» **Data**:
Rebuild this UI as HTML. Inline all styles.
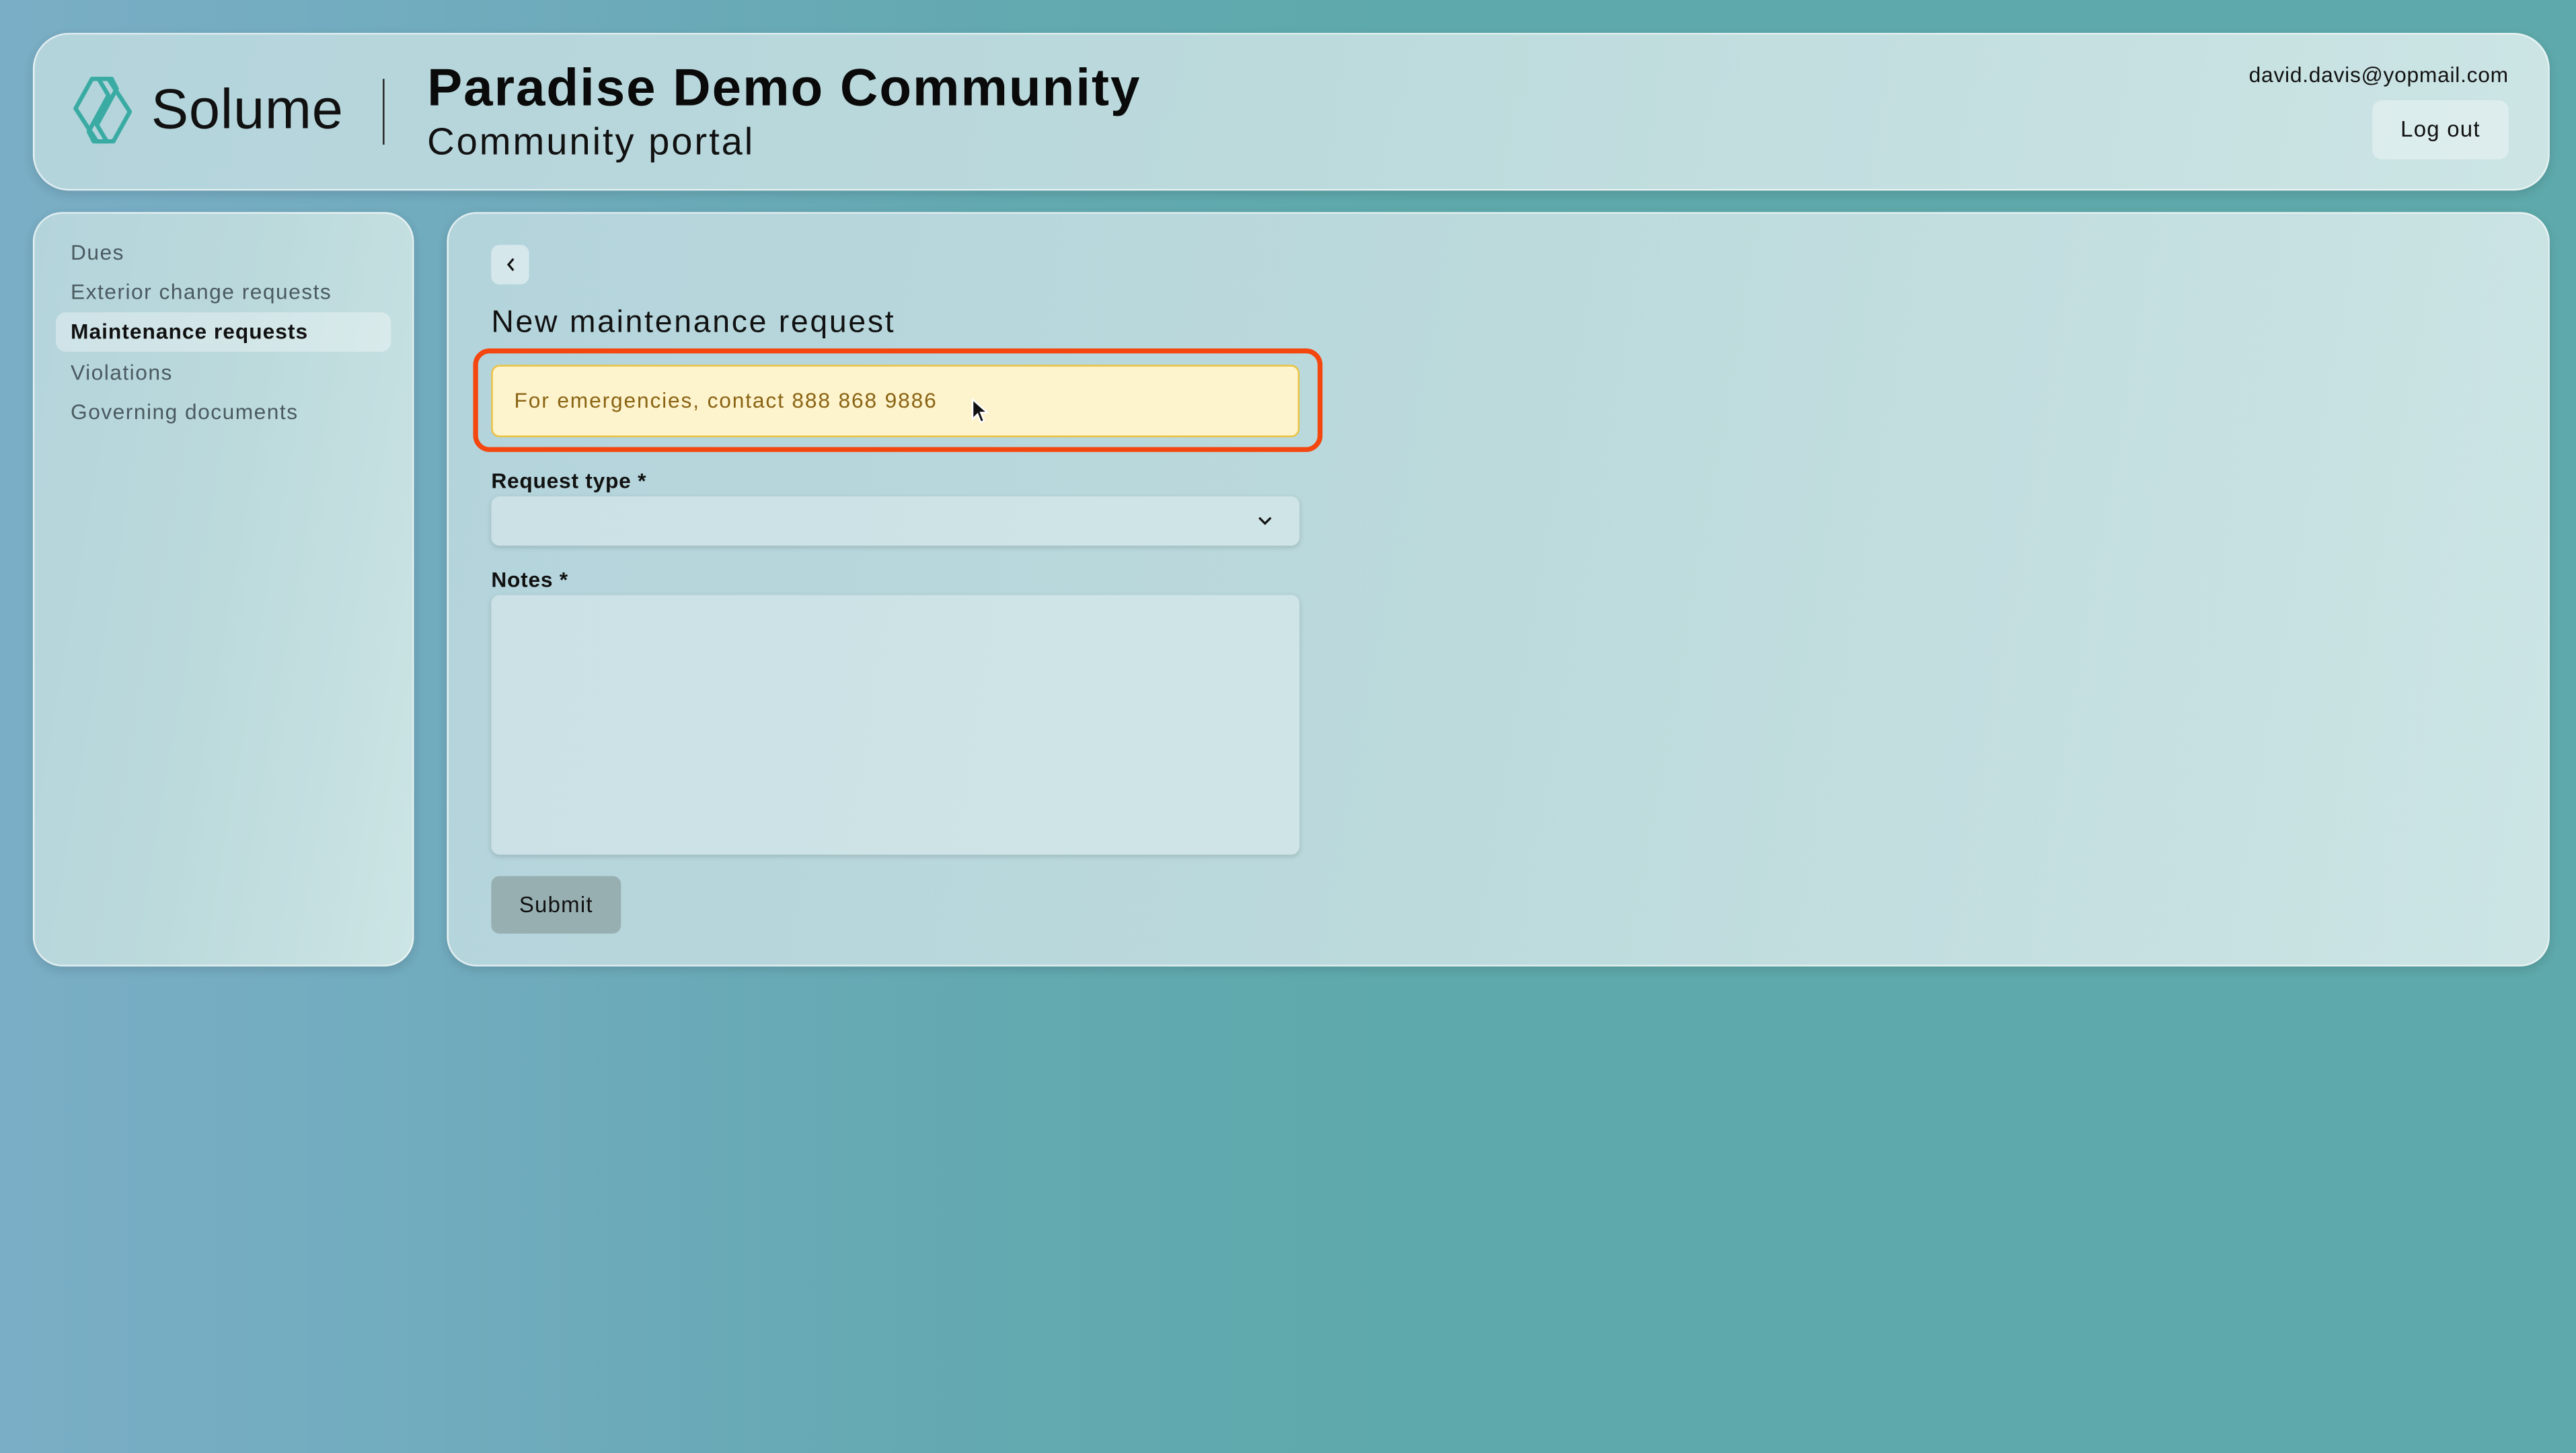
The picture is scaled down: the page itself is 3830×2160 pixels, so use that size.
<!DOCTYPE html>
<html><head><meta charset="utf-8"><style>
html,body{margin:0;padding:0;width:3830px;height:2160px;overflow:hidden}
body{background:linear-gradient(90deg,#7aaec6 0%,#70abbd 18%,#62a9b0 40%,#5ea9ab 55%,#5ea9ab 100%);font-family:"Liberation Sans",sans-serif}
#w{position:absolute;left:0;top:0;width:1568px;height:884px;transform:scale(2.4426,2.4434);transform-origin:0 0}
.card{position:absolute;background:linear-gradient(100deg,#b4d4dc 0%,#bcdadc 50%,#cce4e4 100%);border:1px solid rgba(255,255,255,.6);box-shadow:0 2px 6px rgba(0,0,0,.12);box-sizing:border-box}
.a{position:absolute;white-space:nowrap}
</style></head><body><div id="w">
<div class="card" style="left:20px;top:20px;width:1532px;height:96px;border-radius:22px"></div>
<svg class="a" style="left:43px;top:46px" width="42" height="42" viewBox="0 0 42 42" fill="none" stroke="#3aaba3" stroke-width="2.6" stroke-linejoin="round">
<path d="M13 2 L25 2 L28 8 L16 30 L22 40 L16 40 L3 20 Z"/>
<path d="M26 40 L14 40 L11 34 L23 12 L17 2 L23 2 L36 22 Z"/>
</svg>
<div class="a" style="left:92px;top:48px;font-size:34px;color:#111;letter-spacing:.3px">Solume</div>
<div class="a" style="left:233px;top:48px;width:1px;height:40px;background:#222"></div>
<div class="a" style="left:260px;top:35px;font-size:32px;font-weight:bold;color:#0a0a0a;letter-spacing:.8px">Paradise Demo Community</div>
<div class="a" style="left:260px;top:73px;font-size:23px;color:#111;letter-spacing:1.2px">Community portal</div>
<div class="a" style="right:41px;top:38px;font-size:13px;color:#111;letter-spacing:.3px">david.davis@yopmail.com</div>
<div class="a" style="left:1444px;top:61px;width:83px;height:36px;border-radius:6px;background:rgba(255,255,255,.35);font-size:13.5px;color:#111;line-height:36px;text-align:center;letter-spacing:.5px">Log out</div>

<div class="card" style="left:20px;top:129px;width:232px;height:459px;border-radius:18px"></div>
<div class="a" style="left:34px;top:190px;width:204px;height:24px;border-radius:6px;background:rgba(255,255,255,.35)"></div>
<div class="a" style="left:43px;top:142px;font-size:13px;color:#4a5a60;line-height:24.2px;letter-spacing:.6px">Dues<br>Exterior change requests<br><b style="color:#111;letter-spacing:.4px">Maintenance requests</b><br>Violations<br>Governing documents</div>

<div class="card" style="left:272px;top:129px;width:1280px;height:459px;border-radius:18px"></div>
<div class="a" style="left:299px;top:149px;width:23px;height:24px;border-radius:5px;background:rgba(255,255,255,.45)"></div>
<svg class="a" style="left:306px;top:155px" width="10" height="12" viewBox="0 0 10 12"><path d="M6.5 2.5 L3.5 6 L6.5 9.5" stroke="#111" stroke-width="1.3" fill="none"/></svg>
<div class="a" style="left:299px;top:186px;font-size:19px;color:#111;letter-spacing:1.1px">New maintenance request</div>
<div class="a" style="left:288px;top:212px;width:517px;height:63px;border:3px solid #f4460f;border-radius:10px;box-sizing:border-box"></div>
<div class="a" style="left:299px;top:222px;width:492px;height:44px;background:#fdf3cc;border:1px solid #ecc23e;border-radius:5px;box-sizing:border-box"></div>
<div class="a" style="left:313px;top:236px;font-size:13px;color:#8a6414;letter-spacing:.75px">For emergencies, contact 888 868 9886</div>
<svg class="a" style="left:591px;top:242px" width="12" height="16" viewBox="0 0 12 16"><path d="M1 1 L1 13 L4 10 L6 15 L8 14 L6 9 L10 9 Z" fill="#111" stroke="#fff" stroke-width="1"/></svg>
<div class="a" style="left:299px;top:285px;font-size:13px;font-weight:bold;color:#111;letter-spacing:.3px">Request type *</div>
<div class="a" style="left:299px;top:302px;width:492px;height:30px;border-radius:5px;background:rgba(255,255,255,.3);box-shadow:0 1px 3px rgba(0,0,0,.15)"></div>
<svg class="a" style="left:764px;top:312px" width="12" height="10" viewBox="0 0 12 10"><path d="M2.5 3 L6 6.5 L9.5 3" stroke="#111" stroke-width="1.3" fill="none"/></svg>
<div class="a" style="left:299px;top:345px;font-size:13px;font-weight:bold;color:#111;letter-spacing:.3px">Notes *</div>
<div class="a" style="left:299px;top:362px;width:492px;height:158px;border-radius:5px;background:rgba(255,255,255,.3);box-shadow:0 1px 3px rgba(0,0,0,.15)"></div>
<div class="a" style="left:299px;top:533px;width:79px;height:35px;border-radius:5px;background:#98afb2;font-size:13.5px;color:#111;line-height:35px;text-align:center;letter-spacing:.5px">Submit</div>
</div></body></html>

» **Instructions for the task**: Copy out all of the data word for word. Do not carry over any picture.

» **Complete output**:
Rebuild this UI as HTML. Inline all styles.
The picture is scaled down: the page itself is 3830×2160 pixels, so use that size.
<!DOCTYPE html>
<html><head><meta charset="utf-8"><style>
html,body{margin:0;padding:0;width:3830px;height:2160px;overflow:hidden}
body{background:linear-gradient(90deg,#7aaec6 0%,#70abbd 18%,#62a9b0 40%,#5ea9ab 55%,#5ea9ab 100%);font-family:"Liberation Sans",sans-serif}
#w{position:absolute;left:0;top:0;width:1568px;height:884px;transform:scale(2.4426,2.4434);transform-origin:0 0}
.card{position:absolute;background:linear-gradient(100deg,#b4d4dc 0%,#bcdadc 50%,#cce4e4 100%);border:1px solid rgba(255,255,255,.6);box-shadow:0 2px 6px rgba(0,0,0,.12);box-sizing:border-box}
.a{position:absolute;white-space:nowrap}
</style></head><body><div id="w">
<div class="card" style="left:20px;top:20px;width:1532px;height:96px;border-radius:22px"></div>
<svg class="a" style="left:43px;top:46px" width="42" height="42" viewBox="0 0 42 42" fill="none" stroke="#3aaba3" stroke-width="2.6" stroke-linejoin="round">
<path d="M13 2 L25 2 L28 8 L16 30 L22 40 L16 40 L3 20 Z"/>
<path d="M26 40 L14 40 L11 34 L23 12 L17 2 L23 2 L36 22 Z"/>
</svg>
<div class="a" style="left:92px;top:48px;font-size:34px;color:#111;letter-spacing:.3px">Solume</div>
<div class="a" style="left:233px;top:48px;width:1px;height:40px;background:#222"></div>
<div class="a" style="left:260px;top:35px;font-size:32px;font-weight:bold;color:#0a0a0a;letter-spacing:.8px">Paradise Demo Community</div>
<div class="a" style="left:260px;top:73px;font-size:23px;color:#111;letter-spacing:1.2px">Community portal</div>
<div class="a" style="right:41px;top:38px;font-size:13px;color:#111;letter-spacing:.3px">david.davis@yopmail.com</div>
<div class="a" style="left:1444px;top:61px;width:83px;height:36px;border-radius:6px;background:rgba(255,255,255,.35);font-size:13.5px;color:#111;line-height:36px;text-align:center;letter-spacing:.5px">Log out</div>

<div class="card" style="left:20px;top:129px;width:232px;height:459px;border-radius:18px"></div>
<div class="a" style="left:34px;top:190px;width:204px;height:24px;border-radius:6px;background:rgba(255,255,255,.35)"></div>
<div class="a" style="left:43px;top:142px;font-size:13px;color:#4a5a60;line-height:24.2px;letter-spacing:.6px">Dues<br>Exterior change requests<br><b style="color:#111;letter-spacing:.4px">Maintenance requests</b><br>Violations<br>Governing documents</div>

<div class="card" style="left:272px;top:129px;width:1280px;height:459px;border-radius:18px"></div>
<div class="a" style="left:299px;top:149px;width:23px;height:24px;border-radius:5px;background:rgba(255,255,255,.45)"></div>
<svg class="a" style="left:306px;top:155px" width="10" height="12" viewBox="0 0 10 12"><path d="M6.5 2.5 L3.5 6 L6.5 9.5" stroke="#111" stroke-width="1.3" fill="none"/></svg>
<div class="a" style="left:299px;top:186px;font-size:19px;color:#111;letter-spacing:1.1px">New maintenance request</div>
<div class="a" style="left:288px;top:212px;width:517px;height:63px;border:3px solid #f4460f;border-radius:10px;box-sizing:border-box"></div>
<div class="a" style="left:299px;top:222px;width:492px;height:44px;background:#fdf3cc;border:1px solid #ecc23e;border-radius:5px;box-sizing:border-box"></div>
<div class="a" style="left:313px;top:236px;font-size:13px;color:#8a6414;letter-spacing:.75px">For emergencies, contact 888 868 9886</div>
<svg class="a" style="left:591px;top:242px" width="12" height="16" viewBox="0 0 12 16"><path d="M1 1 L1 13 L4 10 L6 15 L8 14 L6 9 L10 9 Z" fill="#111" stroke="#fff" stroke-width="1"/></svg>
<div class="a" style="left:299px;top:285px;font-size:13px;font-weight:bold;color:#111;letter-spacing:.3px">Request type *</div>
<div class="a" style="left:299px;top:302px;width:492px;height:30px;border-radius:5px;background:rgba(255,255,255,.3);box-shadow:0 1px 3px rgba(0,0,0,.15)"></div>
<svg class="a" style="left:764px;top:312px" width="12" height="10" viewBox="0 0 12 10"><path d="M2.5 3 L6 6.5 L9.5 3" stroke="#111" stroke-width="1.3" fill="none"/></svg>
<div class="a" style="left:299px;top:345px;font-size:13px;font-weight:bold;color:#111;letter-spacing:.3px">Notes *</div>
<div class="a" style="left:299px;top:362px;width:492px;height:158px;border-radius:5px;background:rgba(255,255,255,.3);box-shadow:0 1px 3px rgba(0,0,0,.15)"></div>
<div class="a" style="left:299px;top:533px;width:79px;height:35px;border-radius:5px;background:#98afb2;font-size:13.5px;color:#111;line-height:35px;text-align:center;letter-spacing:.5px">Submit</div>
</div></body></html>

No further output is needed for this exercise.